What tasks, goals potential for renewal do museums have as institutions in the light of all the radical changes in the 21st century? How can they remain sustainable in spite of globalisation and with ever-scarcer resources, a growing search for personal and cultural identity, changing demands in extracurricular education, and new findings in perceptual psychology?
These are the questions Ruairí O’Brien, founder of the Erich Kästner Museum, asked himself, which led to his development of unique, new type of museum. The mobile interactive micromuseum® is simultaneously architecture, art, furniture and scientific apparatus.
The intelligent museum architecture that can grow organically succeeds in connecting apparent opposites like fast/slow, virtuality/reality, perfection/imperfection, content overkill/resource-minimising technology, tradition/innovation, cultural heritage/event society and globality/locality, to name just a few.
Thanks to the microarchitectural, resource-saving implementation, it not only preserves the authentic structure of the villa but also plays a key role in urban regeneration of a central area of Dresden’s Neustadt district, opening it up to the public. This organic approach to monument preservation meets the need to preserve the past and update it for the present and future, by revealing the old identity (the building structure) and assimilating it with the new (its new content and function). The museum is integrated as an innovative house within a house in the listed Villa Augustin and also in the virtual ‘global house’ of the internet.
All visitors are invited to explore the life-size museum block and look ‘behind it’ at their own pace and according to their own interests, and to pay closer attention to particular objects. Each and every one of these blocks is an autonomous object that combines to make a whole with the other elements (13+1=15).
The efficient total artwork features a modular design, and was built and populated in several stages – based on the availability of financial resources and contents. It is a growing, regenerating museum, which adapts to its visitors needs and wants.
The mobile, interactive micromuseum® is a new model for future museums dedicated to prominent individuals who have not left their estate to the museum. This project unites literature, architecture, art, communication and technology, combining tactile contents and the latest media.
The custom-made micromuseum® is a ‘walk-in treasure chest’ and was initially developed for a 15 m² room in Dresden-Neustadt, Kästner’s hometown from 1899 to 1917. With ‘less is more’ as the guiding architectural vision, the design fits several real spaces into one room to save resources. By using the internet as a virtual space, the museum can maximise its public impact while also reducing the global carbon footprint by reducing the time and energy expended for travel. Whereas conventional museums generally impose the role of mere spectators on visitors, the interactive micromuseum® takes its visitors on an exciting adventure of their own.

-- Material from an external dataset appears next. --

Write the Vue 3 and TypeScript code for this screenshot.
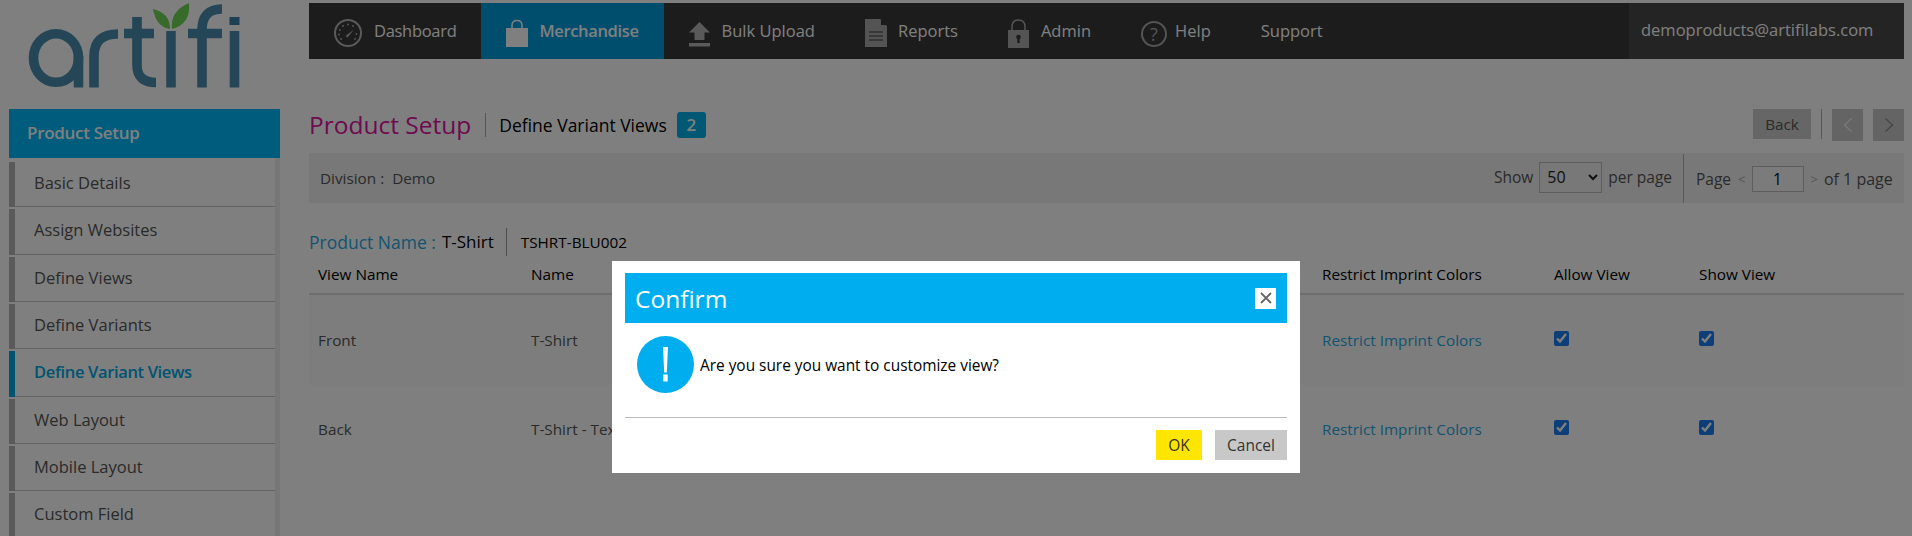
<script setup lang="ts">
const sideItems: string[] = ['Basic Details', 'Assign Websites', 'Define Views', 'Define Variants', 'Define Variant Views', 'Web Layout', 'Mobile Layout', 'Custom Field']
const rows = [
  { view: 'Front', name: 'T-Shirt', tinted: true },
  { view: 'Back', name: 'T-Shirt - Text', tinted: false }
]
</script>

<template>
  <div class="page">
    <aside class="side">
      <div class="logo">
        <svg width="272" height="109" viewBox="0 0 272 109" role="img" aria-label="artifi">
          <g fill="none" stroke="#4a8cac" stroke-width="9.6">
            <ellipse cx="56" cy="58" rx="22.5" ry="24.3" />
            <line x1="78.5" y1="56" x2="78.5" y2="87.5" />
            <path d="M94 87.5V56Q94 34 118 34" />
            <path d="M137 17V65Q137 82.5 156 82.5" />
            <line x1="124" y1="33.5" x2="154" y2="33.5" />
            <line x1="171" y1="31" x2="171" y2="87.5" />
            <path d="M202 87.5V30Q202 9 222 9" />
            <line x1="188" y1="33.5" x2="222" y2="33.5" />
            <line x1="234.500" y1="31" x2="234.500" y2="87.5" />
          </g>
          <rect x="229.500" y="17" width="10" height="8" fill="#3c80a8" />
          <path d="M153 9Q170 13 170 29Q156 27 153 9Z" fill="#70d454" />
          <path d="M189 3Q191 24 172 29Q170 11 189 3Z" fill="#70d454" />
        </svg>
      </div>
      <div class="side-head">Product Setup</div>
      <ul class="side-list">
        <li v-for="item in sideItems" :key="item" class="side-item" :class="{ on: item === 'Define Variant Views' }">
          <span class="side-label">{{ item }}</span>
        </li>
      </ul>
    </aside>

    <main class="main">
      <nav class="nav">
        <a class="nav-item dash">
          <svg width="28" height="28" viewBox="0 0 28 28" class="ic">
            <circle cx="14" cy="14" r="13" fill="none" stroke="#b4b4b4" stroke-width="2" />
            <path d="M11.500 17L20 10.500L13.500 18.500Z" fill="#b4b4b4" />
            <g fill="#b4b4b4">
              <circle cx="14" cy="5.500" r=".9" /><circle cx="9" cy="7" r=".9" /><circle cx="19" cy="7" r=".9" />
              <circle cx="5.800" cy="11" r=".9" /><circle cx="5" cy="15.500" r=".9" /><circle cx="7" cy="20" r=".9" />
              <circle cx="22.500" cy="15" r=".9" /><circle cx="21" cy="20" r=".9" />
            </g>
          </svg>
          <span class="nav-text">Dashboard</span>
        </a>
        <a class="nav-item active">
          <svg width="22" height="28" viewBox="0 0 22 28" class="ic m-gap">
            <path d="M6 10V6.500Q6 1.500 11 1.500Q16 1.500 16 6.500V10" fill="none" stroke="#fff" stroke-width="1.500" />
            <rect x="0" y="9" width="22" height="19" fill="#fff" />
          </svg>
          <span class="nav-text">Merchandise</span>
        </a>
        <a class="nav-item">
          <svg width="21" height="25" viewBox="0 0 21 25" class="ic down">
            <path d="M10.500 0L21 10.500H15.500V18H5.500V10.500H0Z" fill="#b4b4b4" />
            <rect x="0" y="21" width="21" height="3.500" fill="#b4b4b4" />
          </svg>
          <span class="nav-text">Bulk Upload</span>
        </a>
        <a class="nav-item">
          <svg width="22" height="28" viewBox="0 0 22 28" class="ic m-gap">
            <path d="M0 0H15L22 7V28H0Z" fill="#a8a8a8" />
            <path d="M16 0L22 6H16Z" fill="#383838" />
            <path d="M4 13H18M4 17H18M4 21H18" stroke="#383838" stroke-width="1" />
          </svg>
          <span class="nav-text">Reports</span>
        </a>
        <a class="nav-item">
          <svg width="21" height="29" viewBox="0 0 21 29" class="ic">
            <path d="M4 12V8Q4 1 10.500 1Q17 1 17 8V12" fill="none" stroke="#a8a8a8" stroke-width="1.500" />
            <rect x="0" y="11" width="21" height="18" fill="#a8a8a8" />
            <circle cx="10.500" cy="18" r="2.300" fill="#383838" />
            <rect x="9.300" y="18" width="2.400" height="6" fill="#383838" />
          </svg>
          <span class="nav-text">Admin</span>
        </a>
        <a class="nav-item">
          <svg width="26" height="26" viewBox="0 0 26 26" class="ic help down">
            <circle cx="13" cy="13" r="12" fill="none" stroke="#a8a8a8" stroke-width="2" />
            <text x="13" y="19.500" text-anchor="middle" font-size="18" font-family="Open Sans, sans-serif" fill="#a8a8a8">?</text>
          </svg>
          <span class="nav-text">Help</span>
        </a>
        <a class="nav-item"><span class="nav-text">Support</span></a>
        <div class="nav-user">demoproducts@artifilabs.com</div>
      </nav>

      <header class="title-row">
        <h1 class="title">Product Setup</h1>
        <h2 class="subtitle">Define Variant Views</h2>
        <span class="badge">2</span>
        <div class="actions">
          <button class="btn back" type="button">Back</button>
          <span class="act-sep"></span>
          <button class="btn arrow" type="button">
            <svg width="10" height="14" viewBox="0 0 10 14"><path d="M8.500 .5L1.500 7L8.500 13.500" fill="none" stroke="#f4f4f4" stroke-width="1.200" /></svg>
          </button>
          <button class="btn arrow" type="button">
            <svg width="10" height="14" viewBox="0 0 10 14"><path d="M1.500 .5L8.500 7L1.500 13.500" fill="none" stroke="#888" stroke-width="1.200" /></svg>
          </button>
        </div>
      </header>

      <section class="bar">
        <span class="division">Division :&nbsp; Demo</span>
        <div class="show">
          <span>Show</span>
          <select class="sel"><option>50</option><option>100</option></select>
          <span>per page</span>
        </div>
        <div class="pager">
          <span>Page</span><span class="pg-arrow">&lt;</span>
          <input class="pg-input" type="text" value="1" readonly />
          <span class="pg-arrow">&gt;</span><span class="pg-of">of 1 page</span>
        </div>
      </section>

      <section class="prod">
        <span class="prod-label">Product Name :</span>
        <span class="prod-name">T-Shirt</span>
        <span class="prod-sku">TSHRT-BLU002</span>
      </section>

      <div class="table">
        <div class="tr th">
          <span>View Name</span><span>Name</span><span>Restrict Imprint Colors</span><span>Allow View</span><span>Show View</span>
        </div>
        <div v-for="row in rows" :key="row.view" class="tr td" :class="{ tinted: row.tinted }">
          <span>{{ row.view }}</span>
          <span>{{ row.name }}</span>
          <a class="link">Restrict Imprint Colors</a>
          <span class="cell-check"><input type="checkbox" checked /></span>
          <span class="cell-check"><input type="checkbox" checked /></span>
        </div>
      </div>
    </main>

    <div class="overlay"></div>
    <div class="modal" role="dialog">
      <div class="modal-head">
        <span class="modal-title">Confirm</span>
        <button class="close" type="button" aria-label="Close">
          <svg width="12" height="12" viewBox="0 0 12 12"><path d="M1 1L11 11M11 1L1 11" stroke="#666" stroke-width="1.800" /></svg>
        </button>
      </div>
      <div class="modal-body">
        <svg class="alert" width="57" height="57" viewBox="0 0 57 57">
          <circle cx="28.500" cy="28.500" r="28.500" fill="#00aeef" />
          <path d="M26 11H31L29.800 36.500H27.200Z" fill="#fff" />
          <rect x="26.300" y="38.500" width="4.400" height="7" fill="#fff" />
        </svg>
        <span class="msg">Are you sure you want to customize view?</span>
      </div>
      <div class="modal-foot">
        <button class="m-btn ok" type="button">OK</button>
        <button class="m-btn cancel" type="button">Cancel</button>
      </div>
    </div>
  </div>
</template>

<style>
html, body { margin: 0; background: #fff; overflow: hidden; }
</style>

<style scoped>
* { box-sizing: border-box; }
.page {
  position: relative;
  display: flex;
  width: 1912px;
  height: 536px;
  overflow: hidden;
  padding: 0 8px 0 9px;
  background: #fff;
  font-family: "Open Sans", "Noto Sans", sans-serif;
  font-size: 15.3px;
  color: #444;
}

/* sidebar */
.side { width: 271px; flex: none; }
.logo { height: 109px; margin-left: -9px; width: 280px; }
.logo svg { display: block; }
.side-head {
  height: 49px;
  padding-left: 18px;
  line-height: 48px;
  background: #00b8f8;
  color: #fff;
  font-size: 17px;
  font-weight: 600;
  letter-spacing: -.3px;
}
.side-list {
  list-style: none;
  margin: 0;
  padding: 4px 0 0;
  border-right: 5px solid #eee;
  height: 400px;
}
.side-item {
  display: flex;
  align-items: center;
  height: 45.33px;
  margin-bottom: 2px;
  border-left: 6px solid #b4b4b4;
  padding-left: 19px;
  font-size: 16.5px;
  color: #555;
  box-shadow: inset 0 -1px 0 #c8c8c8;
}
.side-label { position: relative; top: -2px; }
.side-item.on { border-left-color: #00a8e0; color: #00a8e4; font-weight: 600; letter-spacing: -.35px; }

/* main */
.main { margin-left: 29px; width: 1595px; flex: none; padding-top: 3px; }
.nav {
  display: flex;
  height: 56px;
  background: #383838;
  color: #fff;
  font-size: 16.5px;
}
.nav-item { display: flex; align-items: center; padding: 0 25px; }
.nav-item.dash { letter-spacing: -.3px; }
.nav-item.active { background: #009ddb; font-weight: 600; letter-spacing: -.35px; }
.nav-text { position: relative; top: -1px; }
.ic { flex: none; margin-right: 12px; position: relative; top: 2px; }
.ic.m-gap { margin-right: 11px; }
.ic.help { margin-right: 8px; }
.ic.down { top: 3px; }
.nav-user {
  margin-left: auto;
  width: 275px;
  padding-left: 12px;
  background: #484848;
  line-height: 54px;
  white-space: nowrap;
}

.title-row { display: flex; align-items: flex-start; padding-top: 50px; height: 94px; }
.title {
  margin: 4px 0 0;
  padding-right: 14px;
  border-right: 1px solid #aaa;
  height: 24px;
  font-size: 24.5px;
  line-height: 24px;
  font-weight: 400;
  color: #dc14a0;
}
.subtitle {
  margin: 4px 0 0 13px;
  font-size: 17.5px;
  line-height: 24px;
  font-weight: 400;
  color: #000;
}
.badge {
  margin: 3px 0 0 10px;
  width: 29px;
  height: 26px;
  border-radius: 3px;
  background: #00b0e8;
  color: #fff;
  font-size: 17px;
  font-weight: 600;
  line-height: 26px;
  text-align: center;
}
.actions { margin-left: auto; display: flex; align-items: flex-start; }
.btn {
  border: 0;
  padding: 0;
  background: #ccc;
  color: #555;
  font: inherit;
}
.back { width: 58px; height: 30px; }
.act-sep { width: 1px; height: 30px; background: #aaa; margin: 0 10px; }
.arrow { width: 31px; height: 32px; display: flex; align-items: center; justify-content: center; background: #c8c8c8; }
.arrow + .arrow { margin-left: 10px; }

.bar {
  display: flex;
  align-items: center;
  height: 50px;
  padding-left: 11px;
  background: #f0f0f0;
  color: #555;
}
.show { margin-left: auto; display: flex; align-items: center; gap: 6px; margin-top: -2px; font-size: 15.5px; }
.sel {
  width: 63px;
  height: 31px;
  border: 1px solid #bbb;
  background: transparent;
  color: #222;
  font: inherit;
  font-size: 16px;
  padding-left: 3px;
}
.pager {
  display: flex;
  align-items: center;
  height: 49px;
  margin-left: 11px;
  padding: 2px 0 0 12px;
  border-left: 1px solid #b4b4b4;
  font-size: 15.5px;
  width: 221px;
}
.pg-arrow { color: #aaa; margin: 0 6px 0 7px; font-size: 13px; }
.pg-of { font-size: 16px; }
.pg-input {
  width: 52px;
  height: 26px;
  border: 1px solid #bbb;
  background: #f6f6f6;
  text-align: center;
  font: inherit;
  color: #003;
}

.prod { display: flex; align-items: center; height: 52px; padding-top: 26px; }
.prod-label { color: #28a8e0; font-size: 17.5px; }
.prod-name { margin-left: 6px; padding-right: 12px; color: #000; font-size: 17px; border-right: 1px solid #999; line-height: 28px; }
.prod-sku { margin-left: 14px; color: #000; }

.tr {
  display: grid;
  grid-template-columns: 213px 791px 232px 145px 1fr;
  padding-left: 9px;
  align-items: center;
}
.th { height: 40px; border-bottom: 2px solid #ddd; color: #000; }
.td { height: 88px; color: #555; }
.td.tinted { height: 90px; background: #fafafa; }
.link { color: #28a8e0; }
.cell-check { display: flex; position: relative; top: -1.500px; }
.cell-check input { width: 15px; height: 15px; margin: 0; accent-color: #1a7cf0; }

/* overlay */
.overlay { position: absolute; inset: 0; background: rgba(0, 0, 0, .5); }
.modal {
  position: absolute;
  left: 612px;
  top: 261px;
  width: 688px;
  height: 212px;
  padding: 12px 13px 0;
  background: #fff;
  color: #000;
}
.modal-head {
  display: flex;
  align-items: center;
  justify-content: space-between;
  height: 50px;
  padding: 0 11px 0 10px;
  background: #00aeef;
  color: #fff;
}
.modal-title { font-size: 24.5px; }
.close {
  width: 21px;
  height: 21px;
  border: 0;
  padding: 0;
  background: #fff;
  display: flex;
  align-items: center;
  justify-content: center;
}
.modal-body {
  display: flex;
  align-items: center;
  height: 95px;
  padding: 0 0 12px 12px;
  border-bottom: 1px solid #bbb;
}
.alert { flex: none; margin-right: 6px; }
.msg { font-size: 15.4px; position: relative; top: 1px; }
.modal-foot { display: flex; justify-content: flex-end; gap: 13px; padding-top: 12px; }
.m-btn { border: 0; padding: 0; height: 30px; font: inherit; font-size: 15.5px; color: #333; }
.ok { width: 46px; background: #ffe600; }
.cancel { width: 72px; background: #c8c8c8; }
</style>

On entering the museum at Antonstraße 1, visitors find themselves facing an elegant object that is 2 metres tall, 3 metres long and 1.2 metres wide. This object is the museum itself, a piece of art that visitors must examine and explore to gain access to its contents. The visitor gradually notices that the solid cuboid can be opened like a fruit. A dozen individual elements roll away from the central core like building blocks on wheels. Inside, the elements reveal well-stocked bookshelves, drawers and display cases for photographs and personal items. The core, a multimedia time machine, is permanently installed in the centre of the room.
The combination of the physically slow opening procedure and high-speed multimedia access enables visitors to experience conscious contrasts of time and speed. Each visitor creates their own, completely new choreography as they explore and investigate the architectural elements and their contents. Besides books and other original exhibits, Kästner fans will find audio and video material and a workstation equipped with the latest computer technology, giving them access to the latest research findings and information on Erich Kästner.
Items from Kästner´s estate – most of which were never put up for sale – can be viewed on the computer screen. Present and future Kästner fans of all ages can explore the real as well as the virtual world for Kästner news.